Ken Loach : « En 45, le peuple imaginait un monde nouveau »

Dans l’Esprit de 45, Ken Loach raconte, au moyen d’images d’archives et de témoignages, la séquence de 1945 à 1951, quand le Parti travailliste, au lendemain de la guerre, a pris le pouvoir en Grande-Bretagne. L’occasion, pour le cinéaste britannique, de faire des allers-retours entre cette époque où s’inventait un idéal social et la période actuelle, marquée par un affaiblissement des luttes.

Christophe Kantcheff  • 9 mai 2013 abonné·es

L’entretien a eu lieu le mercredi 1er mai. Un bon jour pour rencontrer Ken Loach. La fête des travailleurs est aussi, d’une certaine manière, celle de son cinéma, tant la classe ouvrière, au sens large, en constitue l’âme et la justification. C’est le cas encore avec l’Esprit de 45, formidable documentaire sur un moment unique dans l’histoire de la Grande-Bretagne. Après la Seconde Guerre mondiale, le peuple, dans un élan collectif inédit, a gagné la bataille contre la misère en envoyant les travaillistes au gouvernement, de 1945 à 1951. L’occasion de parler avec le cinéaste – qui s’est distingué récemment par ses propos ironiques sur les funérailles de Margaret Thatcher  – des allers-retours suggérés par son film entre la situation sociale et politique du passé et celle d’aujourd’hui.

Votre film résonne avec le petit livre de Stéphane Hessel, Indignez-vous !, qui montrait la nécessité de revenir au programme du Comité national de la Résistance, en partie appliqué à la Libération en France, et proche de ce que les travaillistes ont mis en œuvre en Grande-Bretagne. En avez-vous conscience ?

Ken Loach : Ce n’était pas conscient quand j’ai fait le film, mais c’est vrai : il y a des échos entre son livre et mon film. Nous nous sommes rencontrés lorsque j’ai pris part à une campagne pour la Palestine. Stéphane Hessel m’a beaucoup impressionné, mais, en ce qui concerne l’Esprit de   45, l’intention était de capter un moment dans l’histoire dont on ne parle plus aujourd’hui.

Pourquoi une telle dissolution de la mémoire de cette période en Grande-Bretagne ?

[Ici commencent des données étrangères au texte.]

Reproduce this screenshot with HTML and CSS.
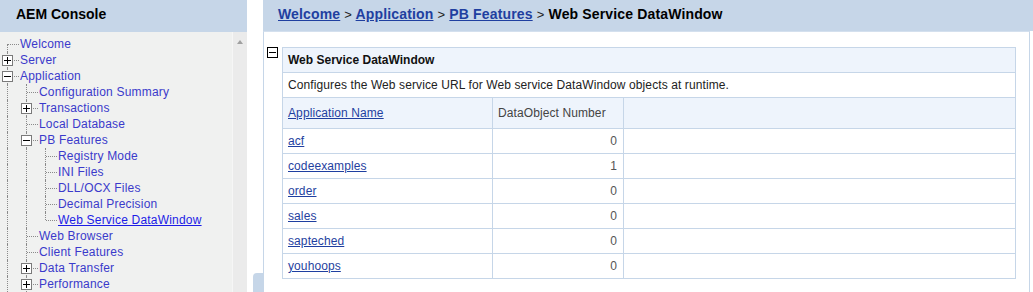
FILE: index.html
```html
<!DOCTYPE html>
<html>
<head>
<meta charset="utf-8">
<title>AEM Console</title>
<link rel="stylesheet" href="styles.css">
</head>
<body>
<div class="side">
  <div class="side-head">AEM Console</div>
  <div class="side-body">
    <div class="tree">
      <div class="row"><span class="cell c first"></span><a class="node">Welcome</a></div>
      <div class="row"><span class="cell c"><svg class="box" width="11" height="11" viewBox="0 0 11 11"><rect x="0.5" y="0.5" width="10" height="10" fill="#fff" stroke="#7a7a7a"/><path d="M2 5.5H9M5.5 2V9" stroke="#000"/></svg></span><a class="node">Server</a></div>
      <div class="row"><span class="cell c"><svg class="box" width="11" height="11" viewBox="0 0 11 11"><rect x="0.5" y="0.5" width="10" height="10" fill="#fff" stroke="#7a7a7a"/><path d="M2 5.5H9" stroke="#000"/></svg></span><a class="node">Application</a></div>
      <div class="row"><span class="cell"></span><span class="cell c"></span><a class="node">Configuration Summary</a></div>
      <div class="row"><span class="cell"></span><span class="cell c"><svg class="box" width="11" height="11" viewBox="0 0 11 11"><rect x="0.5" y="0.5" width="10" height="10" fill="#fff" stroke="#7a7a7a"/><path d="M2 5.5H9M5.5 2V9" stroke="#000"/></svg></span><a class="node">Transactions</a></div>
      <div class="row"><span class="cell"></span><span class="cell c"></span><a class="node">Local Database</a></div>
      <div class="row"><span class="cell"></span><span class="cell c"><svg class="box" width="11" height="11" viewBox="0 0 11 11"><rect x="0.5" y="0.5" width="10" height="10" fill="#fff" stroke="#7a7a7a"/><path d="M2 5.5H9" stroke="#000"/></svg></span><a class="node">PB Features</a></div>
      <div class="row"><span class="cell"></span><span class="cell"></span><span class="cell c"></span><a class="node">Registry Mode</a></div>
      <div class="row"><span class="cell"></span><span class="cell"></span><span class="cell c"></span><a class="node">INI Files</a></div>
      <div class="row"><span class="cell"></span><span class="cell"></span><span class="cell c"></span><a class="node">DLL/OCX Files</a></div>
      <div class="row"><span class="cell"></span><span class="cell"></span><span class="cell c"></span><a class="node">Decimal Precision</a></div>
      <div class="row"><span class="cell"></span><span class="cell"></span><span class="cell c last"></span><a class="node active">Web Service DataWindow</a></div>
      <div class="row"><span class="cell"></span><span class="cell c"></span><a class="node">Web Browser</a></div>
      <div class="row"><span class="cell"></span><span class="cell c"></span><a class="node">Client Features</a></div>
      <div class="row"><span class="cell"></span><span class="cell c"><svg class="box" width="11" height="11" viewBox="0 0 11 11"><rect x="0.5" y="0.5" width="10" height="10" fill="#fff" stroke="#7a7a7a"/><path d="M2 5.5H9M5.5 2V9" stroke="#000"/></svg></span><a class="node">Data Transfer</a></div>
      <div class="row"><span class="cell"></span><span class="cell c"><svg class="box" width="11" height="11" viewBox="0 0 11 11"><rect x="0.5" y="0.5" width="10" height="10" fill="#fff" stroke="#7a7a7a"/><path d="M2 5.5H9M5.5 2V9" stroke="#000"/></svg></span><a class="node">Performance</a></div>
    </div>
    <div class="vscroll"><span class="arrow"></span></div>
  </div>
</div>
<div class="gap"><div class="grip"></div></div>
<div class="main">
  <div class="crumbs"><a class="crumb">Welcome</a> <span class="sep">&gt;</span> <a class="crumb">Application</a> <span class="sep">&gt;</span> <a class="crumb">PB Features</a> <span class="sep">&gt;</span> <span class="here">Web Service DataWindow</span></div>
  <div class="content">
    <svg class="collapse" width="11" height="11" viewBox="0 0 11 11"><rect x="0.5" y="0.5" width="10" height="10" fill="#fff" stroke="#000"/><path d="M2 5.5H9" stroke="#000"/></svg>
    <div class="tablewrap">
      <table class="grid">
        <tr class="title"><td colspan="3">Web Service DataWindow</td></tr>
        <tr class="desc"><td colspan="3">Configures the Web service URL for Web service DataWindow objects at runtime.</td></tr>
        <tr class="head"><td class="c1"><a class="lnk">Application Name</a></td><td class="c2">DataObject Number</td><td class="c3"></td></tr>
        <tr class="data"><td><a class="lnk">acf</a></td><td class="num">0</td><td></td></tr>
        <tr class="data"><td><a class="lnk">codeexamples</a></td><td class="num one">1</td><td></td></tr>
        <tr class="data"><td><a class="lnk">order</a></td><td class="num">0</td><td></td></tr>
        <tr class="data"><td><a class="lnk">sales</a></td><td class="num">0</td><td></td></tr>
        <tr class="data"><td><a class="lnk">sapteched</a></td><td class="num">0</td><td></td></tr>
        <tr class="data"><td><a class="lnk">youhoops</a></td><td class="num">0</td><td></td></tr>
      </table>
    </div>
  </div>
</div>
</body>
</html>
```

FILE: styles.css
```css
html, body {
  margin: 0;
  padding: 0;
  background: #fff;
}
body {
  display: flex;
  height: 292px;
  overflow: hidden;
  font-family: "Liberation Sans", Arial, sans-serif;
}

/* left panel */
.side {
  width: 247px;
  flex: none;
  display: flex;
  flex-direction: column;
  background: #f0f1f0;
}
.side-head {
  height: 32px;
  line-height: 29px;
  background: #c6d6e8;
  font-weight: bold;
  font-size: 14px;
  color: #000;
  padding-left: 16px;
}
.side-body {
  flex: 1;
  display: flex;
  min-height: 0;
}
.tree {
  flex: 1;
  padding-top: 4px;
  overflow: hidden;
  font-size: 12px;
  letter-spacing: 0.2px;
}
.row {
  display: flex;
  height: 16px;
  line-height: 16px;
  white-space: nowrap;
}
.cell {
  width: 19px;
  height: 16px;
  flex: none;
  position: relative;
  display: flex;
  align-items: flex-start;
}
.cell::before {
  content: "";
  position: absolute;
  left: 7px;
  top: 0;
  bottom: 0;
  border-left: 1px dotted #8a8a8a;
}
.cell.first::before { top: 8px; }
.cell.last::before { bottom: 8px; }
.cell.c::after {
  content: "";
  position: absolute;
  left: 8px;
  right: 0;
  top: 8px;
  border-top: 1px dotted #8a8a8a;
}
.box {
  position: relative;
  z-index: 1;
  margin-left: 2px;
  margin-top: 3px;
  display: block;
}
.node {
  color: #3a3acb;
  padding-left: 1px;
  text-decoration: none;
}
.node.active {
  color: #1c1ce6;
  text-decoration: underline;
}
.vscroll {
  width: 15px;
  flex: none;
  background: #ebebeb;
  border-left: 1px solid #f6f6f6;
  display: flex;
  justify-content: center;
  padding-top: 8px;
  box-sizing: border-box;
}
.arrow {
  width: 0;
  height: 0;
  border-left: 3px solid transparent;
  border-right: 3px solid transparent;
  border-bottom: 4px solid #a0a0a0;
}

/* gap between frames */
.gap {
  width: 16px;
  flex: none;
  background: #fff;
  display: flex;
  flex-direction: column;
  justify-content: flex-end;
}
.grip {
  width: 10px;
  height: 19px;
  margin-left: 6px;
  background: #c6d6e8;
  border-top-left-radius: 4px;
}

/* main frame */
.main {
  flex: 1;
  display: flex;
  flex-direction: column;
  min-width: 0;
}
.crumbs {
  height: 31px;
  line-height: 28px;
  background: #c6d6e8;
  padding-left: 15px;
  font-size: 14px;
  font-weight: bold;
  letter-spacing: 0.15px;
  white-space: nowrap;
}
.crumb {
  color: #1f3fa0;
  text-decoration: underline;
}
.sep {
  font-weight: normal;
  font-size: 13px;
  color: #222;
}
.here {
  color: #000;
}
.content {
  flex: 1;
  margin-right: 3px;
  border-left: 1px solid #c6d6e8;
  border-right: 1px solid #c6d6e8;
  border-top: 1px solid #d4e0ee;
  display: flex;
  align-items: flex-start;
  padding-top: 15px;
}
.collapse {
  display: block;
  margin-left: 3px;
  flex: none;
}
.tablewrap {
  flex: 1;
  padding-left: 4px;
  padding-right: 13px;
}
.grid {
  width: 100%;
  border-collapse: collapse;
  border: 1px solid #c6d6e8;
  font-size: 12px;
  letter-spacing: 0.1px;
  color: #333;
}
.grid td {
  border: 1px solid #c6d6e8;
  padding: 0 5px;
  height: 24px;
  white-space: nowrap;
}
.grid tr.title td {
  background: #eef4fc;
  font-weight: bold;
  letter-spacing: 0;
  color: #111;
}
.grid tr.desc td {
  background: #fff;
  color: #222;
}
.grid tr.head td {
  background: #eef4fc;
  height: 30px;
  color: #444;
}
.grid td.c1 { width: 199px; }
.grid td.c2 { width: 120px; }
.grid td.num {
  text-align: right;
  padding-right: 6px;
  color: #555;
}
.lnk {
  color: #1f3fa0;
  text-decoration: underline;
}
```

Depuis Margaret Thatcher, les gouvernants n’ont cessé de valoriser l’intérêt privé aux dépens de l’intérêt public. Les réussites de Clement Attlee, qui a été le Premier ministre travailliste de 1945 à 1951, étaient bien plus importantes que celles de Churchill, sauf qu’on n’en parle pas.

Il s’agit donc d’un problème de mémoire, et d’enseignement de cette histoire…

C’est un choix politique de la part des élites. Ce travail de mémoire sur la période 1945-1951 n’intéresse aucun des partis politiques ni les grands médias. Les partis de droite, évidemment non, et le Parti travailliste non plus parce qu’il s’est transformé en parti néolibéral. Aujourd’hui, il n’est pas politiquement correct de parler de « bien public ». Je ne sais pas si cette période est enseignée à l’école, mais je constate qu’elle est très mal connue.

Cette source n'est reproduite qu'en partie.